New York and New Jersey saw the biggest average increase in salaries last year, jumping to 4.2% in 2015 from 2.9% in 2014, according to PAS data. Rob Herndon, president of HCC Consulting & Recruiting Services, Roswell, Ga., says he sees strong demand throughout the South and Southeast, particularly in Florida, the Carolinas and Texas.
Demand is high for project managers in the commercial sector and superintendents in the multi-family residential sector. In light of the recent jumps in salaries, Herndon says many companies are trying to hire younger employees and train them across sectors, if necessary. “Demand has gotten to the point where people were getting a big jump in salaries and then contractors decided, ‘That’s it—it’s too high, and we’re not going to do anymore,’ ” he says. “My clients still demand the best of the best, but they are [hiring]people and realizing they have to train them across sectors. After a big increase in salaries last year, they realize they are paying enough now.”

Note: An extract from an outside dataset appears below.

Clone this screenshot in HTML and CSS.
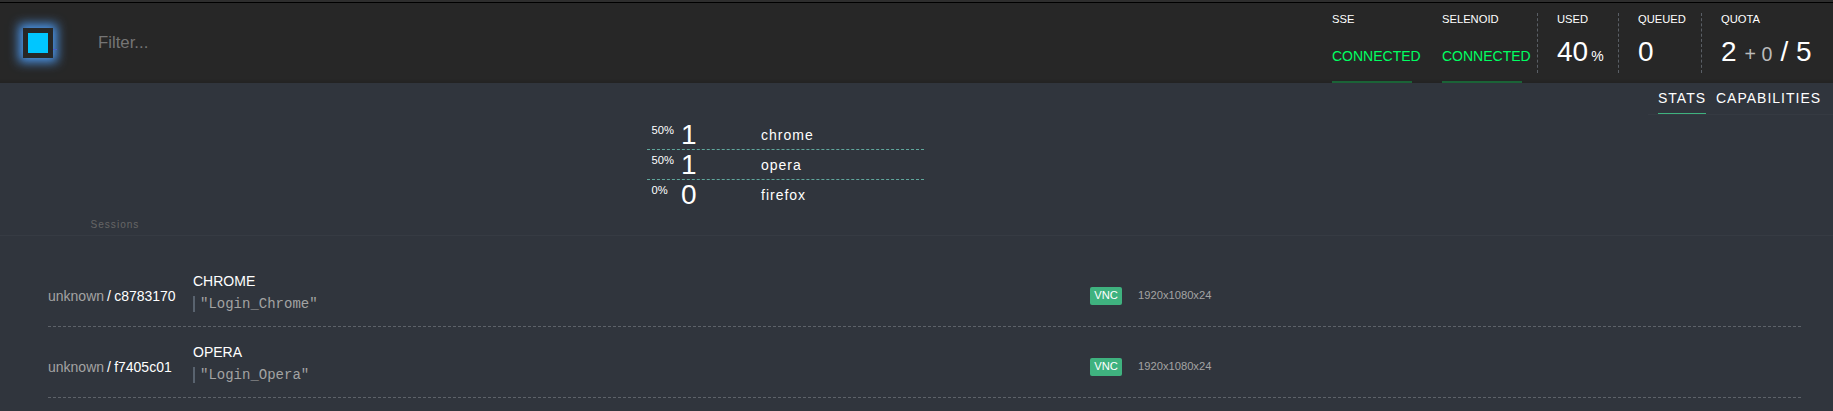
FILE: index.html
```html
<!DOCTYPE html>
<html lang="en">
<head>
<meta charset="utf-8">
<title>Selenoid UI</title>
<link rel="stylesheet" href="styles.css">
</head>
<body>
<header class="topbar">
  <div class="logo"></div>
  <span class="logo-link"></span>
  <input class="filter" type="text" placeholder="Filter...">
  <div class="status status-sse"><div class="label">SSE</div><div class="state">CONNECTED</div></div>
  <div class="status status-selenoid"><div class="label">SELENOID</div><div class="state">CONNECTED</div></div>
  <div class="metric metric-used"><div class="label">USED</div><div class="value">40<span class="unit">%</span></div></div>
  <div class="metric metric-queued"><div class="label">QUEUED</div><div class="value">0</div></div>
  <div class="metric metric-quota"><div class="label">QUOTA</div><div class="value">2<span class="pending">+ 0</span>/ 5</div></div>
</header>
<main class="content">
  <nav class="tabs"><a class="tab tab-active">STATS</a><a class="tab">CAPABILITIES</a></nav>
  <section class="browsers">
    <div class="browser"><span class="share">50%</span><span class="count">1</span><span class="name">chrome</span></div>
    <div class="browser"><span class="share">50%</span><span class="count">1</span><span class="name">opera</span></div>
    <div class="browser"><span class="share">0%</span><span class="count">0</span><span class="name">firefox</span></div>
  </section>
  <div class="sessions-title">Sessions</div>
  <section class="sessions">
    <div class="session">
      <div class="ident"><span class="muted">unknown</span><span class="id">/ c8783170</span></div>
      <div class="info"><div class="kind">CHROME</div><div class="test">"Login_Chrome"</div></div>
      <span class="vnc">VNC</span><span class="screen">1920x1080x24</span>
    </div>
    <div class="session">
      <div class="ident"><span class="muted">unknown</span><span class="id">/ f7405c01</span></div>
      <div class="info"><div class="kind">OPERA</div><div class="test">"Login_Opera"</div></div>
      <span class="vnc">VNC</span><span class="screen">1920x1080x24</span>
    </div>
  </section>
</main>
</body>
</html>
```
FILE: styles.css
```css
* { box-sizing: border-box; }
body {
  margin: 0;
  height: 411px;
  overflow: hidden;
  background: #30353d;
  color: #fff;
  font-family: "Liberation Sans", Arial, sans-serif;
  font-size: 14px;
}
.topbar {
  display: flex;
  height: 83px;
  background:
    linear-gradient(transparent 78px, rgba(0, 0, 0, .12)),
    linear-gradient(#2e2e2e 2px, #000 2px, #000 3px, #272727 3px);
}
.logo {
  width: 30px;
  height: 30px;
  margin: 28px 0 0 23px;
  border: 5px solid #272727;
  background: #00c6ff;
  box-shadow: 0 0 10px 4px #4c98ee;
}
.logo-link {
  z-index: 1;
  width: 4px;
  height: 1px;
  margin-top: 49px;
  background: #4a5cc8;
}
.filter {
  width: 400px;
  height: 30px;
  margin: 28px auto 0 41px;
  padding: 0;
  border: 0;
  background: none;
  color: #fff;
  font: 16.8px "Liberation Sans", Arial, sans-serif;
}
.filter::placeholder { color: #757575; }
.label {
  font-size: 11.2px;
  line-height: 13px;
  color: #fff;
}
.status {
  width: 110px;
  padding-top: 13px;
}
.status-selenoid { width: 95px; }
.state {
  width: 80px;
  height: 57px;
  padding-top: 22px;
  line-height: 16px;
  color: #00ff62;
  border-bottom: 2px solid #1b6337;
}
.metric {
  height: 60px;
  margin-top: 13px;
  padding-left: 19px;
  border-left: 1px dashed #5a5f66;
}
.metric-used { width: 81px; }
.metric-queued { width: 83px; }
.metric-quota { width: 132px; }
.value {
  font-size: 28px;
  line-height: 32px;
  margin-top: 10px;
  white-space: nowrap;
}
.unit { font-size: 14px; margin-left: 3px; }
.pending { font-size: 19.6px; margin: 0 8px; color: #bbb; }
.tabs {
  display: flex;
  gap: 10px;
  width: 185px;
  height: 32px;
  margin-left: auto;
  padding-left: 10px;
  border-bottom: 1px solid #353a42;
}
.tab {
  height: 31px;
  padding-top: 7px;
  line-height: 16px;
  letter-spacing: 1px;
  color: #fff;
}
.tab-active {
  width: 48px;
  border-bottom: 1px solid #3fb27f;
}
.browsers {
  width: 277px;
  margin: 5px 0 0 647px;
}
.browser {
  display: flex;
  height: 30px;
  padding-left: 4.5px;
  border-bottom: 1px dashed #5fa79c;
}
.browser:last-child { border-bottom-color: transparent; }
.share {
  width: 29.5px;
  padding-top: 4px;
  font-size: 11.2px;
  line-height: 13px;
  color: #fff;
}
.count { width: 80px; font-size: 28px; line-height: 29px; }
.name { line-height: 30px; letter-spacing: 1px; color: #fff; }
.sessions-title {
  height: 26px;
  padding: 9px 0 0 90.5px;
  border-bottom: 1px solid #363b43;
  font-size: 10.08px;
  line-height: 12px;
  letter-spacing: 1px;
  color: #666;
}
.sessions { margin: 20px 32px 0 48px; }
.session {
  display: flex;
  height: 71px;
  border-bottom: 1px dashed #5d6269;
}
.ident { width: 145px; padding-top: 32px; line-height: 16px; }
.muted { margin-right: 3px; color: #a3a3a3; }
.id { word-spacing: -.7px; }
.info { width: 897px; padding-top: 17px; line-height: 16px; }
.test {
  height: 16px;
  margin-top: 7px;
  padding-left: 5px;
  border-left: 2px solid #59636f;
  font-family: "Liberation Mono", monospace;
  line-height: 16px;
  color: #a3a3a3;
}
.vnc {
  width: 32px;
  height: 18px;
  margin-top: 31px;
  border-radius: 2px;
  background: #3fb27f;
  font-size: 11.2px;
  line-height: 17px;
  text-align: center;
}
.screen {
  margin: 33px 0 0 16px;
  font-size: 11.2px;
  line-height: 13px;
  color: #a3a3a3;
}
```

Megan Morris, vice president and mid-Atlantic account manager, says she sees high demand for superintendents in the Washington, D.C., metro area. “If I had 20 superintendent résumés that were reasonable, I could find a home for any one of them,” she says. “People are desperate.”
Morris says she sees less interest among clients to train employees across sectors, despite the urgent need to fill positions. “They might look at someone with less experience, but it has to be in the same sector,” she adds.
To lure talent away from companies, Morris says her clients are typically willing to offer a 10% to 15% bump in pay. “That’s such a small dollar amount compared to what they lose if they don’t have someone in the spot and they lose a job,” she observes.
Bob Honour, principal at H&H Consultants, Charlotte, N.C., says contractors are still cautious about new hires, despite the need. “Companies used to hire knowing they would have a job in 60 days. Now, they can’t be sure the projects will come, and they are not willing to hire based on a future project.”